Fish certainly aren’t the only things that people like to keep in aquariums! That would be boring and even stressful on the fish. That’s why you’ll find things like plants and rocks inside of aquariums however driftwood is a common favorite accessory as well. Driftwood is as visually interesting as plants and it gives fish a place to explore, hide, or even spawn. What’s driftwood? Driftwood is wood that has been washed ashore. If you don’t live near a beach or river where you can pick up a piece of this stuff yourself, you can purchase some of it for as little as twenty dollars.
An Introduction to Soaking
Regardless of where you find your driftwood, the important thing is that you learn a little bit about “soaking.” Soaking is a process that conditions the wood for your aquarium. Remember that it takes a while for fish to acclimate to new things introduced inside of an aquarium. That includes driftwood as well as plants and other fish. But if you take the time to prepare the wood to a state that is similar to the state inside of your aquarium, your fish shouldn’t have a negative reaction to it.

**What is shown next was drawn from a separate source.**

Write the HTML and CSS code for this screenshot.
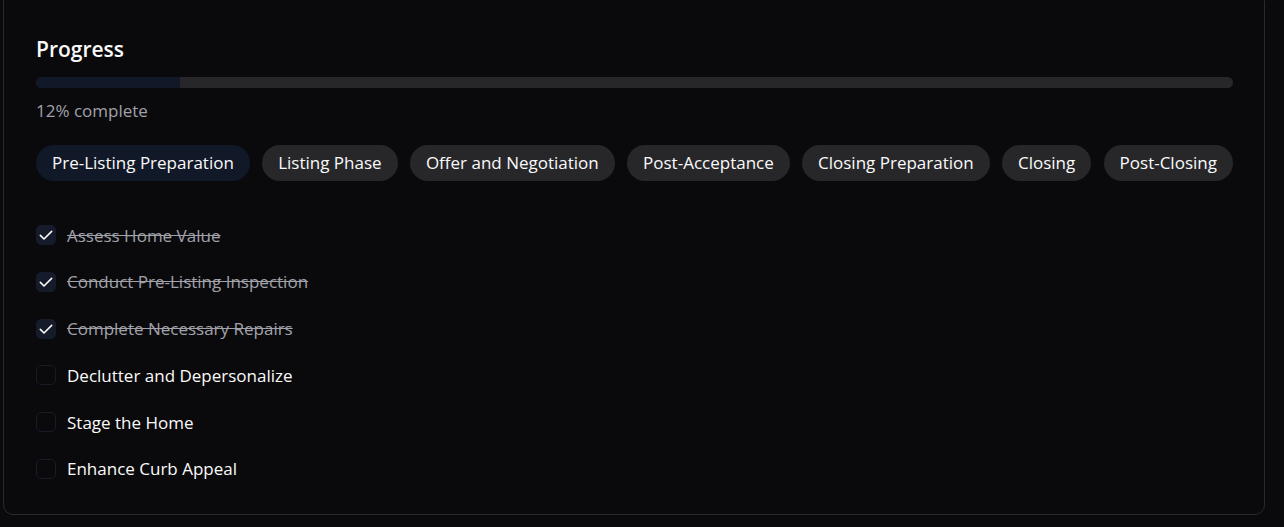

To prepare your driftwood, you need to soak it. But by soaking, we don’t mean plunging it into a bucket of water for half an hour or so. Soaking driftwood is a bit more complicated than that. Yes, you’ll need some water, but you’ll also need a gallon-sized pot, a bucket or some other similar large container, and aquarium salt to kill anything that might be living in the wood.

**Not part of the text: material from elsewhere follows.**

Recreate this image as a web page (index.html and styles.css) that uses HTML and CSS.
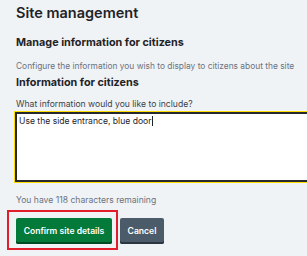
FILE: index.html
```html
<!DOCTYPE html>
<html>
<head>
<meta charset="utf-8">
<link rel="stylesheet" href="styles.css">
</head>
<body>
<main class="page">
  <h1 class="title">Site management</h1>
  <h2 class="section">Manage information for citizens</h2>
  <p class="hint">Configure the information you wish to display to citizens about the site</p>
  <h3 class="field-title">Information for citizens</h3>
  <label class="label" for="info">What information would you like to include?</label>
  <div class="textarea-wrap">
    <div class="textarea" id="info">Use the side entrance, blue door<span class="caret"></span></div>
  </div>
  <p class="count">You have 118 characters remaining</p>
  <div class="actions">
    <div class="highlight">
      <button class="btn btn-primary">Confirm site details</button>
    </div>
    <button class="btn btn-secondary">Cancel</button>
  </div>
</main>
</body>
</html>
```
FILE: styles.css
```css
html, body {
  margin: 0;
  padding: 0;
  background: #f0f3f5;
}
body {
  font-family: Inter, "Liberation Sans", sans-serif;
  color: #1f2328;
  width: 307px;
  height: 256px;
  overflow: hidden;
}
.page {
  padding: 3px 0 0 16px;
}
.title {
  margin: 0;
  font-size: 14.5px;
  font-weight: 600;
  line-height: 20px;
  color: #1f2328;
}
.section {
  margin: 13px 0 0;
  font-size: 10.8px;
  font-weight: 700;
  line-height: 14px;
}
.hint {
  margin: 10px 0 0;
  font-size: 8.4px;
  line-height: 12px;
  color: #6b7280;
  white-space: nowrap;
}
.field-title {
  margin: 4px 0 0;
  font-size: 10.8px;
  font-weight: 700;
  line-height: 14px;
}
.label {
  display: block;
  margin-top: 8px;
  font-size: 8.6px;
  line-height: 12px;
  color: #3b4148;
}
.textarea-wrap {
  margin: 1px 0 0 -2px;
  width: 300px;
  border: 1px solid #ffdd00;
  box-sizing: border-box;
}
.textarea {
  height: 64px;
  border: 2px solid #25292e;
  background: #fff;
  font-size: 8.6px;
  line-height: 12px;
  padding: 1px 2px;
  color: #1f2328;
}
.caret {
  display: inline-block;
  width: 1px;
  height: 10px;
  background: #1f2328;
  vertical-align: -2px;
}
.count {
  margin: 11px 0 0;
  font-size: 8.6px;
  line-height: 12px;
  color: #6b7280;
}
.actions {
  display: flex;
  align-items: flex-start;
  gap: 2px;
  margin-top: 4px;
  margin-left: -9px;
}
.highlight {
  border: 2px solid #e31e2c;
  padding: 6px 4px 4px 7px;
}
.btn {
  display: block;
  border: 0;
  border-radius: 2px;
  font-family: Inter, "Liberation Sans", sans-serif;
  font-weight: 600;
  font-size: 8.6px;
  color: #fff;
  height: 26px;
  white-space: nowrap;
}
.btn-primary {
  background: #047a3a;
  width: 96px;
  padding: 0;
  box-shadow: inset 0 -2px 0 #024a24;
}
.btn-secondary {
  margin-top: 8px;
  background: #4b5b6a;
  width: 44px;
  padding: 0;
  box-shadow: inset 0 -2px 0 #2c3641;
}
```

The Complete Soaking Procedure
After removing all the loose parts on the driftwood, place it in a gallon-sized pot of boiling water mixed with a tablespoon of aquarium salt. Leave the wood in this mixture for two hours and then put it in an empty bucket or large container. Pour fresh water onto the wood until it’s completely covered. After a week, you should see that the driftwood has turned the water brown. That’s a good thing – it means that the driftwood’s plant acids have left it.
You’re Almost Finished!
You’ll need to soak it again until you no longer see brown water. When the water is clear, it’s safe to place the driftwood into your aquarium. And you should do this immediately – if you wait too long and give the wood a chance to dry out – it won’t sink to the bottom of your aquarium like it should.